Seems like a strange thing to say, doesn’t it.
I mean all of us know how to use. In every head to head competition, exactly half the players are going to lose.
That describes every one of us.
And when we strive to do something new, we fail. Often.
Unless we set our sights so insanely low that we never lose. But then, we never achieve anything.
That doesn’t describe you. Otherwise you would have never arrived at this post.
So yeah, in one sense we all know how to lose.
The thing is, most of us don’t know how to lose productively and constructively.
We internalize failure rather than use it as a platform for growth.

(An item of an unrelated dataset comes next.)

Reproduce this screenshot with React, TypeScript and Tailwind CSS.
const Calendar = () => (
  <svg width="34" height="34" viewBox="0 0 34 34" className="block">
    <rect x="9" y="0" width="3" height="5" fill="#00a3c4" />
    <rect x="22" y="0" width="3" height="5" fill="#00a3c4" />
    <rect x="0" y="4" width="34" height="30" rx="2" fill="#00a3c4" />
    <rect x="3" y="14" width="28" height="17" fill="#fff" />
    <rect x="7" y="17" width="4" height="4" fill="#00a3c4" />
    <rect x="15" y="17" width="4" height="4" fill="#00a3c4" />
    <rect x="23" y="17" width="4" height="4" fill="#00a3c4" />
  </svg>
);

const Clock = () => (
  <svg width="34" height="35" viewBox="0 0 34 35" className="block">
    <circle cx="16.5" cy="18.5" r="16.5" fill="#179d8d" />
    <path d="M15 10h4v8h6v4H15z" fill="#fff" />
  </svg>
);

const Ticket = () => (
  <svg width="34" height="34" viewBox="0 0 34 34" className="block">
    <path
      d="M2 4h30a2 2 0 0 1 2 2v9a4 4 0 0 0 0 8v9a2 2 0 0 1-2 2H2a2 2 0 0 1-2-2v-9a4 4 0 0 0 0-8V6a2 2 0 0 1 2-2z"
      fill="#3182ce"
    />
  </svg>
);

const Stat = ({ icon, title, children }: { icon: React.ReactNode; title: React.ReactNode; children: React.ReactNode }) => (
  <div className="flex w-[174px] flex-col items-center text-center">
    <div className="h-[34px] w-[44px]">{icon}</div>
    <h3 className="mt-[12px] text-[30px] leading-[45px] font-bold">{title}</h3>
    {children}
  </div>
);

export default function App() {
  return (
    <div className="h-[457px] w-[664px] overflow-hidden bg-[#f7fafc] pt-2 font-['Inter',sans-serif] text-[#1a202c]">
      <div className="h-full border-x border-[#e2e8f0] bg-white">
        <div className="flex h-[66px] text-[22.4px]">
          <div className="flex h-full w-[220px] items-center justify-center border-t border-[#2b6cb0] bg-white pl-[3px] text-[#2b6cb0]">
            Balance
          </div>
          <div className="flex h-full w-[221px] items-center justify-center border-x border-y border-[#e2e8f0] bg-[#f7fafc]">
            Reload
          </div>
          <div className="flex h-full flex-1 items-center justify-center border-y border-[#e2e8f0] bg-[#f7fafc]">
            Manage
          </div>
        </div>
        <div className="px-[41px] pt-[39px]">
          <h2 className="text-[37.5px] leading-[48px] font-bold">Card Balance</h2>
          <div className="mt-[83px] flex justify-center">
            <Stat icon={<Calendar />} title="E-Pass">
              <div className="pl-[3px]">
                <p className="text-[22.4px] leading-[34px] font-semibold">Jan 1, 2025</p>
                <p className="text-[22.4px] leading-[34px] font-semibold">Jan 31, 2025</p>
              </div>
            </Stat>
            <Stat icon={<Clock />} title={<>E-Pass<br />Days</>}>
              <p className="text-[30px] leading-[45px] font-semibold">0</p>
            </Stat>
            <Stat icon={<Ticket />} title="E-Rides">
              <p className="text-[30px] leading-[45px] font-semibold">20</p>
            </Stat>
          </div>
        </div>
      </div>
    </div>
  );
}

Think back to the last time you were reaching for something difficult, and you didn’t make it.
How did it feel?
What was your emotional response to failure? What was your first instinct? To lash out? To blame someone or something for the loss?
To play the victim card? “Poor me! I’m not smart enough/strong enough/good enough!”
Did you convince yourself you didn’t really want what you were striving for in the first place?
One of the modern classics of business and personal development is The One Minute Millionaire, by Robert G. Allen and Mark Victor Hansen. The fictional story around the lessons packs an emotional wallop.
One of the most memorable lines is in the nonfiction part. (Sheer genius: the left side of the book is the fictional story; the right side is a “how to manual” for becoming a millionaire. Both parts are in perfect sync.)
Four simple words…
Live Above The Line.
When we try at something and fail, there is a line. Below it is blame. It’s what I described a few paragraphs above. That negative emotional response to failure. It makes us afraid of risk, and leads to a spiral of underachieving and living small.
Above the line is learn. That is when we drop our defenses. Our need to blame someone or something for our lack of success.
Indeed, it’s where we stop seeing losing as a negative. It’s where we celebrate the chance to get stronger, smarter and better.
And for those who are really emotionally mature, it’s a chance to congratulate, make friends with and seek help from the winners.
Because who you spend most of your time and energy with is who you become.
And most winners really enjoy pouring into losers who embrace the experience, and decide to learn from it.
That’s how virtually all winners got to be winners in the first place!
There’s one basic trick in knowing how to lose…
Stop thinking of it as losing.
Call it a step on the road to winning.
Or call it an awesome lesson.
Or call it a reminder that you aren’t yet ready for the success that comes with winning.
Change the emotional response to losing.
And get ready for a whole bunch of winning!
When was the last time you felt great about losing?
What kind of victory did it help you get ready for?